Book Read Free

The Letters of Shirley Jackson

Page 34

by Shirley Jackson


  These are all trifles, however. I do think the jacket is delightful, quite as good as Savages.

  The Ivy novel, which was to be a long short story, got itself badly jammed in the middle and won’t unwind. After working on one page for three days I put the whole thing tenderly into a filing folder, labelled it neatly, and set it in the center of my desk. In order to justify my existence I tried the first scene of the college novel, which came out fine, and which S. thinks should be set up as a short story. I shall type it and send it to you. I give you this dreary history just to let you know that I am not spending all my time hanging around the barber shop.

  Best,

  Shirley

  • • •

  [To Geraldine and Leslie Jackson]

  august 8 [1956]

  dearest mother and pop,

  i have been extremely lazy about writing anything so far this summer, particularly letters, because the weather has been rainy and cold and depressing. it’s started to warm up now, though, and i have gathered myself together and taken the cover off the typewriter.
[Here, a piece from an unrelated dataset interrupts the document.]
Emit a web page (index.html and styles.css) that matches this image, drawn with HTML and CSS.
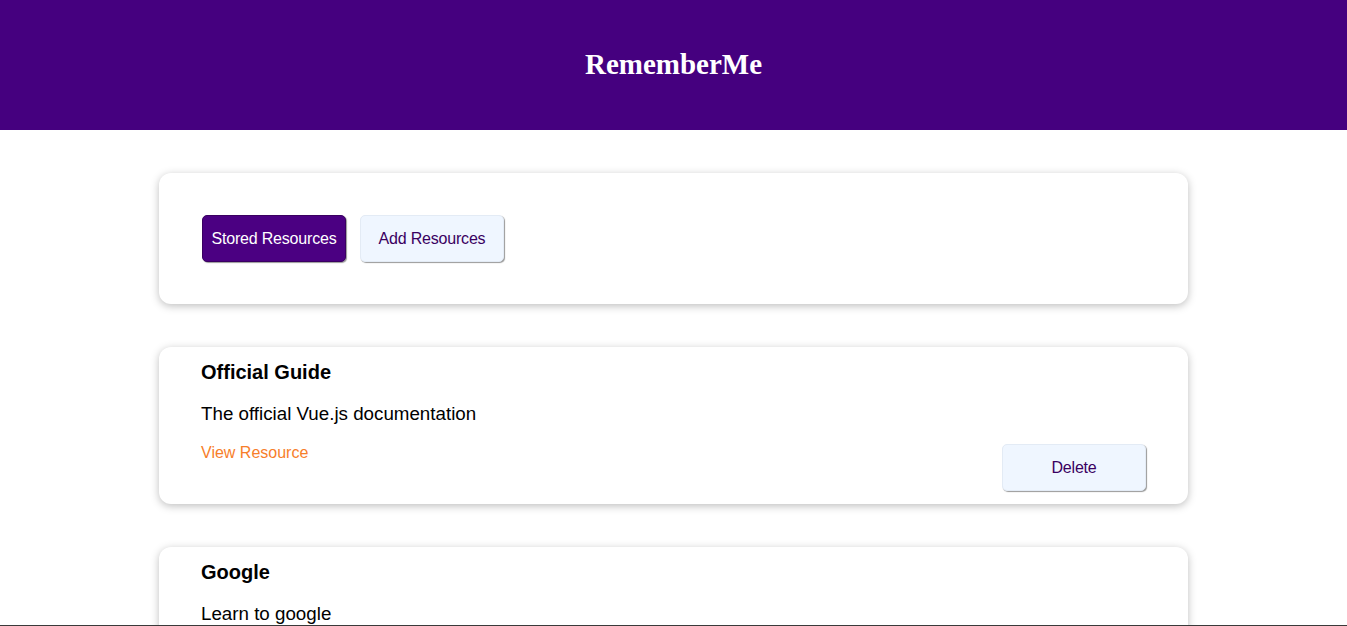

  i have also spent most of my working time signing things. between the movie and the new book i do nothing but sign documents and chase off to the college notary. i don’t even try to read them; my agent passes them and says it’s okay to sign. stanley says my signature is unreadable by now, but after writing my name about a thousand times on a thousand different things, i don’t care what it looks like.

  at any rate, things keep moving without my writing a word except my name. the landmark witchcraft book is announced for next month; demons is due january 2, although we will see copies sooner.
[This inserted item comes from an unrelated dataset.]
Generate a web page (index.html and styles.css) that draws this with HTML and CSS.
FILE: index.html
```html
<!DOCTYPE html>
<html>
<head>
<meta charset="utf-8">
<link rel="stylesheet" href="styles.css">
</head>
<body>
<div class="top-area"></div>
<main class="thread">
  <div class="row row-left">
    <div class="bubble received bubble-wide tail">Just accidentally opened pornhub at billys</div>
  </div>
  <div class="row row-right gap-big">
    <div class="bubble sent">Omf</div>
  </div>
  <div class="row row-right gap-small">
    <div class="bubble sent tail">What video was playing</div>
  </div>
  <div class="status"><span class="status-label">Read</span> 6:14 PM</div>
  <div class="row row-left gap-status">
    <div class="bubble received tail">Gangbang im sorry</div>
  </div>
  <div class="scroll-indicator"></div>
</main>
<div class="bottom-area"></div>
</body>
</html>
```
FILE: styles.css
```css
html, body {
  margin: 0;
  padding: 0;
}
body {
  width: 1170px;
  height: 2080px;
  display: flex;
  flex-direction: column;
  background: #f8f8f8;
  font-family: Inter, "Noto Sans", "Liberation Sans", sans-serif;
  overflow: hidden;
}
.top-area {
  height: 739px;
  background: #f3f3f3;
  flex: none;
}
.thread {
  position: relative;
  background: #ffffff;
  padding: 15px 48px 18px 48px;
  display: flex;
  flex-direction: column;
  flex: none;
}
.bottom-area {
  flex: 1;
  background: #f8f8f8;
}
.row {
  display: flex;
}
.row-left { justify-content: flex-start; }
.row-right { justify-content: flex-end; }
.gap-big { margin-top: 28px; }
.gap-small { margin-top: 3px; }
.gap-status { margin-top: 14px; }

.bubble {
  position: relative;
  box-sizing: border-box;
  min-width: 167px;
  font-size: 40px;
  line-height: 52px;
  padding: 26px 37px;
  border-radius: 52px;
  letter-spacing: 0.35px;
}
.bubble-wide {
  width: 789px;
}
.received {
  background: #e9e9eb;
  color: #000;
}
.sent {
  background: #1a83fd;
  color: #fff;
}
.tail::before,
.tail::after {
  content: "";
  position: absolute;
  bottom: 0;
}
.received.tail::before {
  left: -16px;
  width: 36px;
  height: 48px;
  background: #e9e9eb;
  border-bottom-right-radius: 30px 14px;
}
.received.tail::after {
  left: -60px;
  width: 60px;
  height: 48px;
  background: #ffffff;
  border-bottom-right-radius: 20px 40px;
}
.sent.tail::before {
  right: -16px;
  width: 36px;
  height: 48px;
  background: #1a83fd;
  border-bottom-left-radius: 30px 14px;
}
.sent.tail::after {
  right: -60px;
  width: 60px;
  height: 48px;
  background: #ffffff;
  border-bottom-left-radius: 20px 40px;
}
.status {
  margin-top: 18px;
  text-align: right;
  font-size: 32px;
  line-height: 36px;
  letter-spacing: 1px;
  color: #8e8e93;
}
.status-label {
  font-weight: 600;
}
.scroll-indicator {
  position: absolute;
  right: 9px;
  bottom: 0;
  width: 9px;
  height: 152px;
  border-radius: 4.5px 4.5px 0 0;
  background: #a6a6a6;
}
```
  The kids are all fine, though we all have the feeling that we are kind of waiting for the summer to start. laurie and jannie, of course, go swimming whether the weather is good or not, and jannie is so tan it’s amazing. she went to camp for a week, a 4H camp about twenty miles from here, and had a wonderful time; sally has not done anything all summer except lie in bed and read, and get up around noon and make herself something to eat; if it is raining she goes back to bed.

  laurie has been playing baseball, with very little success. he is out of the little league and in a tri-town intermediate league. he can’t pitch the longer distance, and can’t hit the pitching, so he is quite depressed about it. he still loves jazz and his trumpet more than anything, and a couple of weeks ago we gave a party and he decided to come because one of our guests was a pianist who ordinarily plays respectable concert material, but can play jazz. he and laurie got to talking and the first thing we knew laurie had brought down his trumpet and they had a fine jam session, laurie playing considerably better than we thought he could. of course playing with someone who is good makes him surpass himself. since most of our guests were people with children laurie’s age i felt really quite smug.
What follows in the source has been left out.